4-й Постамент: Фрактальный хронотоп
Нередко жизнь прокручивалась (как в пластических пантомимах «От рождения до смерти») назад и вперед, как череда воспоминаний и ожиданий, фотографий из прошлого и вещей из будущего. Женщина средних лет, идущая по жизненному кругу жены («The Circle of Wife») от личного прошлого к личному будущему, представала на постаменте в нескольких костюмах: «Одежда, которую я носила, когда познакомилась со своим мужем», «Одежда, которую я носила, когда вышла замуж за своего мужа», «Одежда, которую я носила, когда у меня появились дети от моего мужа», «Одежда, которую я буду носить, когда буду хоронить своего мужа». А пожилая дама отпускала в небо по одному шарику, вспоминая своих близких (внучек, свою бабушку и др.), события и места (например, чудесный отпуск в Италии, последнее Рождество, детство).
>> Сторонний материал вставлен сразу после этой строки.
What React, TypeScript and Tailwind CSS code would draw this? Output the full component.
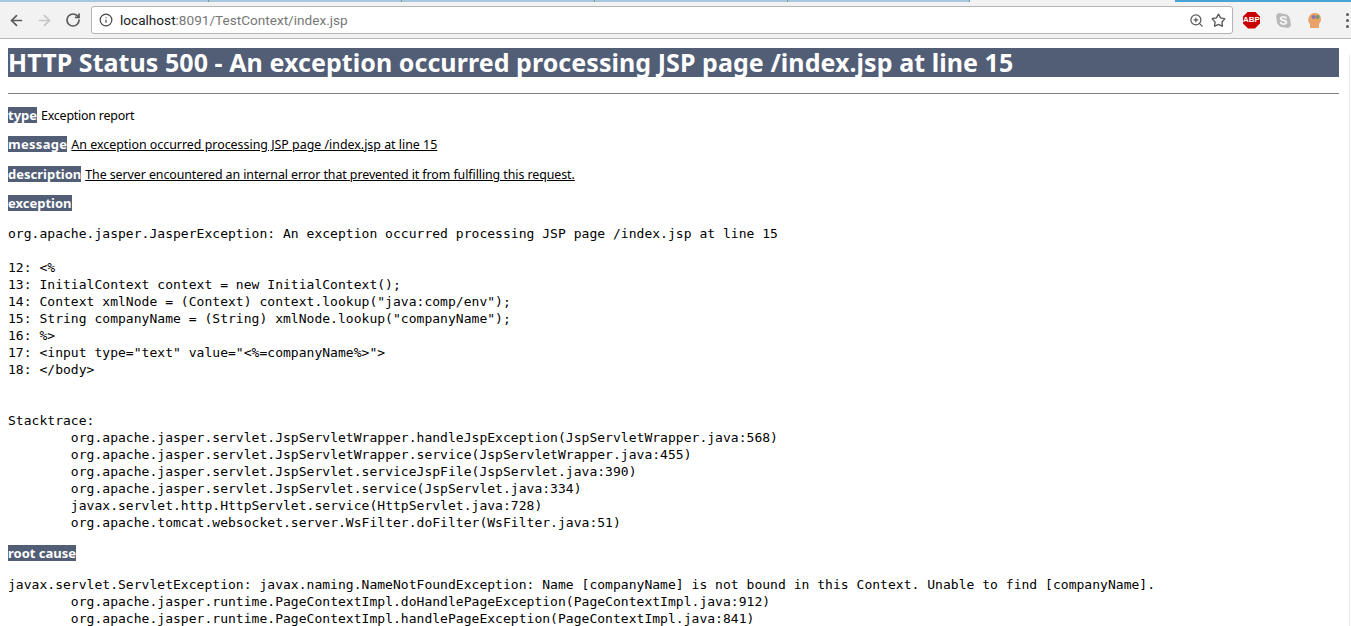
import React from 'react';
import { ArrowLeft, ArrowRight, RotateCw, Info, ZoomIn, Star } from 'lucide-react';
import { FaSkype } from 'react-icons/fa';

const exceptionText = `org.apache.jasper.JasperException: An exception occurred processing JSP page /index.jsp at line 15

12: <%
13: InitialContext context = new InitialContext();
14: Context xmlNode = (Context) context.lookup("java:comp/env");
15: String companyName = (String) xmlNode.lookup("companyName");
16: %>
17: <input type="text" value="<%=companyName%>">
18: </body>


Stacktrace:
\torg.apache.jasper.servlet.JspServletWrapper.handleJspException(JspServletWrapper.java:568)
\torg.apache.jasper.servlet.JspServletWrapper.service(JspServletWrapper.java:455)
\torg.apache.jasper.servlet.JspServlet.serviceJspFile(JspServlet.java:390)
\torg.apache.jasper.servlet.JspServlet.service(JspServlet.java:334)
\tjavax.servlet.http.HttpServlet.service(HttpServlet.java:728)
\torg.apache.tomcat.websocket.server.WsFilter.doFilter(WsFilter.java:51)`;

const rootCauseText = `javax.servlet.ServletException: javax.naming.NameNotFoundException: Name [companyName] is not bound in this Context. Unable to find [companyName].
\torg.apache.jasper.runtime.PageContextImpl.doHandlePageException(PageContextImpl.java:912)
\torg.apache.jasper.runtime.PageContextImpl.handlePageException(PageContextImpl.java:841)`;

const Row = ({ label, labelClass, text, textClass, margin = 'mb-[13px]' }: { label: string; labelClass?: string; text?: string; textClass?: string; margin?: string }) => (
  <p className={`flex h-[16px] text-[12.4px] leading-[16px] text-black whitespace-nowrap ${margin}`}>
    <b className={`bg-[#525d76] text-white font-bold text-[13px] ${labelClass ?? ''}`}>{label}</b>
    {text && <span className={`ml-[4px] translate-y-[1px] ${textClass ?? ''}`}>{text}</span>}
  </p>
);

const tabs = [209, 193, 193, 193, 182];

export default function App() {
  return (
    <div className="relative h-[626px] w-[1351px] overflow-hidden bg-white font-['Noto_Sans',sans-serif]">
      {/* Tab strip */}
      <div className="flex h-[2px] bg-[#f2f2f2]">
        {tabs.map((w, i) => (
          <div key={i} style={{ width: w }} className="shrink-0 bg-[#a9c8de] border-r border-[#7f8f9c]" />
        ))}
        <div className="w-[205px] shrink-0" />
        <div className="flex-1 bg-[#4aa3d8]" />
      </div>

      {/* Toolbar */}
      <div className="flex h-[37px] items-center bg-[#f2f2f2] border-b border-[#b8b8b8] pl-[8px] pr-[2px]">
        <ArrowLeft className="w-[17px] h-[17px] shrink-0 text-[#5a5a5a]" strokeWidth={2.4} />
        <ArrowRight className="w-[17px] h-[17px] shrink-0 ml-[11px] text-[#c4c4c4]" strokeWidth={2.4} />
        <RotateCw className="w-[16px] h-[16px] shrink-0 ml-[12px] text-[#5a5a5a]" strokeWidth={2.6} />
        <div className="flex h-[28px] w-[1142px] shrink-0 ml-[10px] items-center rounded-[3px] border border-[#b4b4b4] bg-white pl-[7px] pr-[6px]">
          <Info className="w-[14px] h-[14px] text-[#444444]" strokeWidth={2} />
          <span className="ml-[7px] text-[13.6px] font-['Roboto',sans-serif] text-[#777777] whitespace-nowrap">
            <span className="text-[#222222]">localhost</span>:8091/TestContext/index.jsp
          </span>
          <ZoomIn className="w-[15px] h-[15px] ml-auto text-[#5a5a5a]" strokeWidth={2} />
          <Star className="w-[15px] h-[15px] ml-[7px] text-[#5a5a5a]" strokeWidth={2.2} />
        </div>
        <div className="flex w-[17px] h-[17px] shrink-0 ml-[10px] items-center justify-center bg-[#c80000] [clip-path:polygon(30%_0,70%_0,100%_30%,100%_70%,70%_100%,30%_100%,0_70%,0_30%)] text-white text-[8px] font-['Liberation_Sans',sans-serif] font-bold leading-none">
          ABP
        </div>
        <FaSkype className="w-[17px] h-[17px] shrink-0 ml-[15px] text-[#b9b9b9]" />
        <svg className="w-[15px] h-[17px] shrink-0 ml-[15px]" viewBox="0 0 15 17">
          <path d="M3 16v-4C1 10 1 8 1.500 6 2.500 2 6 1 8 1c3 0 6 2 6 6 0 3-1.500 4-2 5v4z" fill="#e9a368" />
          <circle cx="6.500" cy="5" r="2" fill="#8f6fb0" />
          <circle cx="10.500" cy="5" r="2" fill="#6f9a78" />
        </svg>
        <div className="flex flex-col gap-[3px] shrink-0 ml-[24px]">
          <span className="w-[3px] h-[3px] rounded-full bg-[#5a5a5a]" />
          <span className="w-[3px] h-[3px] rounded-full bg-[#5a5a5a]" />
          <span className="w-[3px] h-[3px] rounded-full bg-[#5a5a5a]" />
        </div>
      </div>

      {/* Page */}
      <div className="w-[1347px] pt-[9px] px-[8px]">
        <h1 className="h-[29px] bg-[#525d76] text-white text-[25px] leading-[29px] font-bold tracking-[0.06px] whitespace-nowrap">
          HTTP Status 500 - An exception occurred processing JSP page /index.jsp at line 15
        </h1>
        <hr className="mt-[16px] mb-[13px] border-t border-[#808080]" />
        <Row label="type" text="Exception report" textClass="tracking-[-0.2px]" />
        <Row label="message" labelClass="tracking-[0.3px]" text="An exception occurred processing JSP page /index.jsp at line 15" textClass="underline" margin="mb-[14px]" />
        <Row label="description" text="The server encountered an internal error that prevented it from fulfilling this request." textClass="underline tracking-[-0.07px]" />
        <Row label="exception" />
        <pre className="mt-[14px] mb-[14px] font-['DejaVu_Sans_Mono',monospace] text-[13px] leading-[17px] tracking-[0.03px] [tab-size:8] text-black">{exceptionText}</pre>
        <div className="w-fit">
          <Row label="root cause" margin="mb-[15px]" />
        </div>
        <pre className="font-['DejaVu_Sans_Mono',monospace] text-[13px] leading-[17px] tracking-[0.03px] [tab-size:8] text-black">{rootCauseText}</pre>
      </div>

      {/* Scrollbar edge */}
      <div className="absolute right-[1px] top-[55px] bottom-0 w-[1px] bg-[#e6e6e6]" />
    </div>
  );
}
Совершенно другой масштаб времени и событий в презентации с условным названием «Что случилось в мире 24 августа в разные годы», где отсчет начинается с извержения вулкана в древней Помпее. За один час проносились не только годы, но и века.
Геометрический фрактал «Постамент на Постаменте»
Примечательно, что смотря на случайность в распределении часов пребывания на Постаменте, в проекте явным образом проявилась культурная семантика размежевания общественного и личностного как дневного и ночного. Ночные презентации часто приобретали исповедальный характер, наполняясь порой глубинными, бессознательными образами, включая ночное безумие, смерть и самоубийство.
Сакральная граница дня и ночи – восход солнца – тоже нередко отмечалась особым образом, торжественной встречей утреннего света. Так, например, пребывание на Постаменте некого Тима Майера (20.08., 5 a. m.) началось еще в предрассветной темноте. «Ночная» часть его презентации была сосредоточена вокруг объемной конструкции, похожей на шкафчик из ткани на каркасе, подсвеченный снаружи прожекторами проекта, а изнутри небольшой лампой. На ткани в мозаичной технике был нарисован темный силуэт города, над которым разливалось желто-красное рассветное небо. На каждом фрагменте были написаны имена людей и организаций, которые занимают важное место в его жизни, которые ему интересны и которым он благодарен. На рассвете рядом с участником появился черный фанерный силуэт девочки, его дочери, которую он взял за руку, показывая восход солнца над Постаментом. Забегая вперед, отметим, что образ Другого, связанного с индивидуумом на постаменте фрактальными, рекурсивными связями, составлял важную часть проекта.